The Forbin family added a tower at the corner terraces and a grand dual staircase ramp to access them. A private balcony overlooking the chapel of the church was also added to allow the Lord to participate in services out of sight. In 1750, Louis-Roch de Forbin, a brilliant officer of the king, retired to La Verdière. For seventeen years, extensive work was undertaken and give the building the appearance it has today. The house and castle was converted into a real pleasure including a 40 m terrace, six lounges, a dining room, two kitchens, a ballroom measuring over 20 m long, a library, an archives room, many rooms with dependencies, e.g. bathrooms, rooms for domestic, lingerie, etc.

The history of the castle and the village of La Verdière are strongly linked.

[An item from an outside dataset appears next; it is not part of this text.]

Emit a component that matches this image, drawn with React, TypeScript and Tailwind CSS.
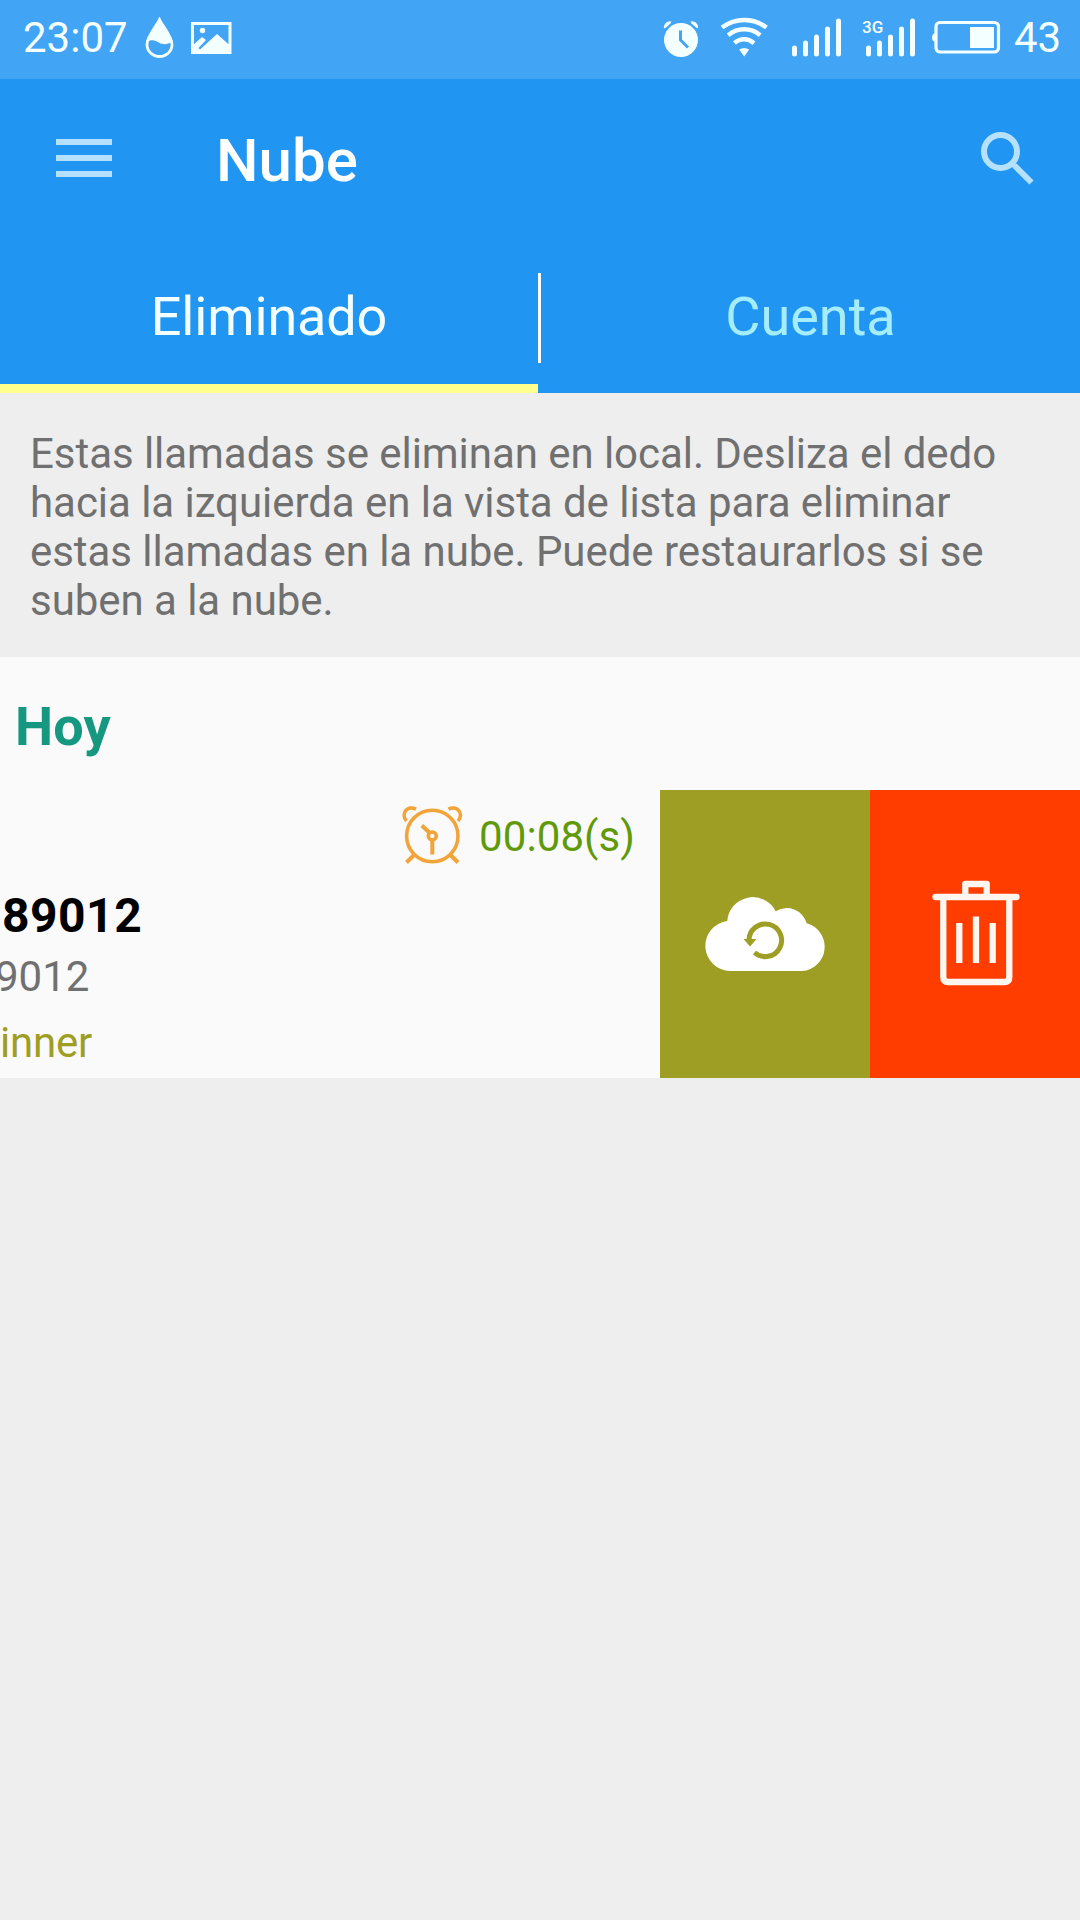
import { clsx } from "clsx";

const tabs = [
  { id: "deleted", label: "Eliminado" },
  { id: "account", label: "Cuenta" },
];

const calls = [
  { id: 1, duration: "00:08(s)", name: "89012", number: "9012", note: "inner" },
];

function SignalIcon() {
  return (
    <svg width="50" height="39" viewBox="0 0 50 39" stroke="currentColor" strokeWidth="5" strokeLinecap="round">
      <path d="M2.5 30v6M13.5 25v11M24.5 19v17M35.5 11v25M46.5 3v33" />
    </svg>
  );
}

function StatusBar() {
  return (
    <div className="flex h-[79px] items-start bg-[#41a4f4] text-[#f4ffff]">
      <span className="mt-[13px] ml-[23px] w-[106px] shrink-0 text-[42px] leading-[49px]">23:07</span>

      {/* half-filled drop */}
      <svg className="mt-[17px] ml-4 shrink-0" width="29" height="42" viewBox="0 0 29 42">
        <path
          d="M14.5 2.5C12 8 2 20 2 27.5a12.5 12 0 0 0 25 0C27 20 17 8 14.5 2.5Z"
          fill="none"
          stroke="currentColor"
          strokeWidth="2.8"
        />
        <path d="M14.5 1C11 9 1.5 19 1.2 25c6-3 9-1.5 13 .8 4.5 2.4 8 1.5 13.5-1C27 19 18 9 14.5 1Z" fill="currentColor" />
      </svg>

      {/* picture */}
      <svg className="mt-[22px] ml-[17px] shrink-0" width="41" height="32" viewBox="0 0 41 32">
        <path d="M1.5 1.5h37.5v29h-37.5z" fill="none" stroke="currentColor" strokeWidth="3" />
        <circle cx="11.5" cy="8.5" r="2.7" fill="currentColor" />
        <path d="M1 24 11 15l4 3L7.5 26l1.5 1.5L26 12 39 23.5V31H1Z" fill="currentColor" />
      </svg>

      {/* alarm */}
      <svg className="mt-5 ml-[431px] shrink-0" width="36" height="38" viewBox="0 0 36 38">
        <circle cx="18" cy="20" r="17" fill="currentColor" />
        <path d="M1 8.5A6 6 0 0 1 8.5 1.5L7.5 3.5 3 7.5ZM35 8.5A6 6 0 0 0 27.5 1.5l1 2L33 7.5Z" fill="currentColor" />
        <path d="M17.5 10.5v9.5l7.5 7.5" fill="none" stroke="#41a4f4" strokeWidth="3" />
      </svg>

      {/* wifi */}
      <svg className="mt-[17px] ml-[21px] shrink-0" width="50" height="42" viewBox="0 0 50 42" fill="none" stroke="currentColor" strokeWidth="4.5">
        <path d="M2 10.5C15.5 .5 33 .5 46.500 10.5M8.2 18.2c9.5-7.8 22.500-7.8 32 0M14.5 26.2c5.5-5.2 13.5-5.2 19.5 0" />
        <path d="M19.2 32.5q5-3 10 0L24.2 39.5Z" fill="currentColor" stroke="none" />
      </svg>

      <div className="mt-[18px] ml-[22px] shrink-0">
        <SignalIcon />
      </div>

      <div className="relative mt-[18px] ml-[22px] shrink-0 pl-[2px]">
        <span className="absolute -top-[1px] -left-[2px] text-[17px] leading-[20px] font-medium">3G</span>
        <SignalIcon />
      </div>

      {/* battery */}
      <svg className="mt-5 ml-4 shrink-0" width="69" height="35" viewBox="0 0 69 35">
        <rect x="4" y="2.5" width="62.5" height="29.5" rx="4" fill="none" stroke="currentColor" strokeWidth="3.2" />
        <path d="M3 13v9q-3-1-3-4.5T3 13Z" fill="currentColor" />
        <rect x="38" y="7" width="24" height="21" fill="currentColor" />
      </svg>
      <span className="mt-[13px] ml-[13px] shrink-0 text-[42px] leading-[49px]">43</span>
    </div>
  );
}

function AppBar() {
  return (
    <header className="flex h-[166px] items-start text-white">
      <button type="button" aria-label="Menu" className="mt-[60px] ml-14">
        <svg width="56" height="38" viewBox="0 0 56 38" fill="#b5e1fc">
          <path d="M0 0h56v6H0zM0 16h56v6H0zM0 32h56v6H0z" />
        </svg>
      </button>
      <h1 className="mt-[47px] ml-[104px] text-[60px] leading-[70px] font-medium">Nube</h1>
      <button type="button" aria-label="Buscar" className="mt-[53px] mr-[46px] ml-auto">
        <svg width="53" height="53" viewBox="0 0 53 53" fill="none" stroke="#b5e1fc">
          <circle cx="19.5" cy="19.5" r="16.5" strokeWidth="6" />
          <path d="M33.5 33.5 50.5 50.5" strokeWidth="6" />
          <path d="m30.5 31 4 4" strokeWidth="4.5" />
        </svg>
      </button>
    </header>
  );
}

function Tabs({ active }: { active: string }) {
  return (
    <nav className="flex h-[148px]">
      {tabs.map((tab, i) => (
        <div key={tab.id} className={clsx("flex", i === 0 ? "w-[538px]" : "flex-1")}>
          {i > 0 && <div className="mt-[28px] h-[90px] w-[3px] bg-white" />}
          <button
            type="button"
            className={clsx(
              "flex flex-1 justify-center pt-[40px] text-[54px] leading-[63px]",
              tab.id === active
                ? "border-b-[9px] border-[#ffff8d] tracking-[-0.15px] text-[#f4ffff]"
                : "text-[#a5edfb]"
            )}
          >
            {tab.label}
          </button>
        </div>
      ))}
    </nav>
  );
}

function ClockIcon() {
  return (
    <svg width="62" height="60" viewBox="0 0 62 60" fill="none" stroke="#f2a439" strokeWidth="3.6">
      <circle cx="31.3" cy="30" r="25.7" />
      <path d="M5.5 15C-.5 8 6-1.5 15 3.2M57 15C63 8 56.5-1.5 47.5 3.2" />
      <path d="m13.5 48.5-8 8M49 48.5l8 8" strokeWidth="4" />
      <circle cx="31.3" cy="30" r="4" />
      <path d="M31.3 34.5v14M28.3 26.5 20.8 19.5" strokeWidth="4" />
    </svg>
  );
}

function RestoreIcon() {
  return (
    <svg width="120" height="75" viewBox="0 0 120 75" fill="none">
      <path
        d="M25 74A25.1 25.1 0 0 1 22.3 24A25.6 25.6 0 0 1 70.7 14.2A20.8 20.8 0 0 1 101.7 26.3A24.3 24.3 0 0 1 97 74Z"
        fill="#fff"
      />
      <path d="M44 43.5A16.3 16.3 0 1 1 49.5 55.5" stroke="#9e9d24" strokeWidth="5" />
      <path d="M38.5 42H51.5L45 49.5Z" fill="#9e9d24" />
    </svg>
  );
}

function TrashIcon() {
  return (
    <svg width="88" height="106" viewBox="0 0 88 106" fill="none" stroke="#fff6f0" strokeWidth="6.3" strokeLinejoin="round">
      <path d="M3.5 17h81" strokeLinecap="round" />
      <path d="M33.3 16V4h21.4v12" />
      <path d="M11.3 18v79q0 5 5 5h56q5 0 5-5V18" />
      <path d="M27.3 43v40M44 36.5v46.5M60.7 43v40" />
    </svg>
  );
}

export default function App() {
  return (
    <div className="flex min-h-[1920px] w-[1080px] flex-col overflow-hidden bg-[#eeeeee] font-[Roboto,sans-serif]">
      <div className="bg-[#2095f2]">
        <StatusBar />
        <AppBar />
        <Tabs active="deleted" />
      </div>

      <p className="h-[264px] pt-[36px] pl-[30px] text-[42px] leading-[49px] tracking-[-0.05px] text-[#707070]">
        Estas llamadas se eliminan en local. Desliza el dedo
        <br />
        hacia la izquierda en la vista de lista para eliminar
        <br />
        estas llamadas en la nube. Puede restaurarlos si se
        <br />
        suben a la nube.
      </p>

      <section className="bg-[#fafafa]">
        <h2 className="h-[133px] pt-[38px] pl-[15px] text-[54px] leading-[63px] font-bold tracking-[0.2px] text-[#16977f]">Hoy</h2>

        {calls.map((call) => (
          <div key={call.id} className="flex h-[288px]">
            {/* row content, swiped partly off the left edge */}
            <div className="flex w-[660px] flex-col overflow-hidden">
              <div className="flex h-[98px] items-start pt-[16px] pl-[401px]">
                <ClockIcon />
                <span className="mt-[6px] ml-[16px] text-[42px] leading-[49px] tracking-[0.1px] text-[#609a0b]">{call.duration}</span>
              </div>
              <div className="ml-[2px] text-[48px] leading-[56px] font-bold tracking-[0.5px] text-black">{call.name}</div>
              <div className="mt-[8px] -ml-[5px] text-[42px] leading-[49px] text-[#707070]">{call.number}</div>
              <div className="mt-[17px] text-[42px] leading-[49px] tracking-[-0.2px] text-[#9e9d24]">{call.note}</div>
            </div>
            <button type="button" aria-label="Restaurar" className="flex w-[210px] items-center justify-center bg-[#9e9d24]">
              <RestoreIcon />
            </button>
            <button type="button" aria-label="Eliminar" className="flex w-[210px] items-start justify-center bg-[#ff3d00] pt-[90px] pl-[2px]">
              <TrashIcon />
            </button>
          </div>
        ))}
      </section>
    </div>
  );
}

The inhabitants were constantly made to work, which gave rise to many complaints, especially in the fifteenth century when a compromise was reached between the residents and the Lord of Castellane. Not shaken by the wars, the castle of La Verdière knew few. The wars of religion (1562–1598), where the Lords of La Verdière were very active, left little legacy to the building, except the church which was destroyed.

The French Revolution did more damage. In the absence of Louis-Roch de Forbin, villagers plundered the castle which was then added to the national property confiscated by the new regime. The castle after losing doors, windows and roof was in danger of demolition, the department promised 30,000 francs to demolish it. The destruction threatened homes below. The subsequent revolutions (1830, 1848 and 1870) were more lenient. One event, however, was long remembered; in 1851, a revolutionary contingent visiting Aups where an insurrection was taking place, stopped at La Verdière. On the orders of the Colonel in charge of troops, 800 men, infantry and artillery, were housed within the walls of the castle.

Eleven centuries of fascinating history are now embodied in the castle. It has recently been rescued from a state of ruin.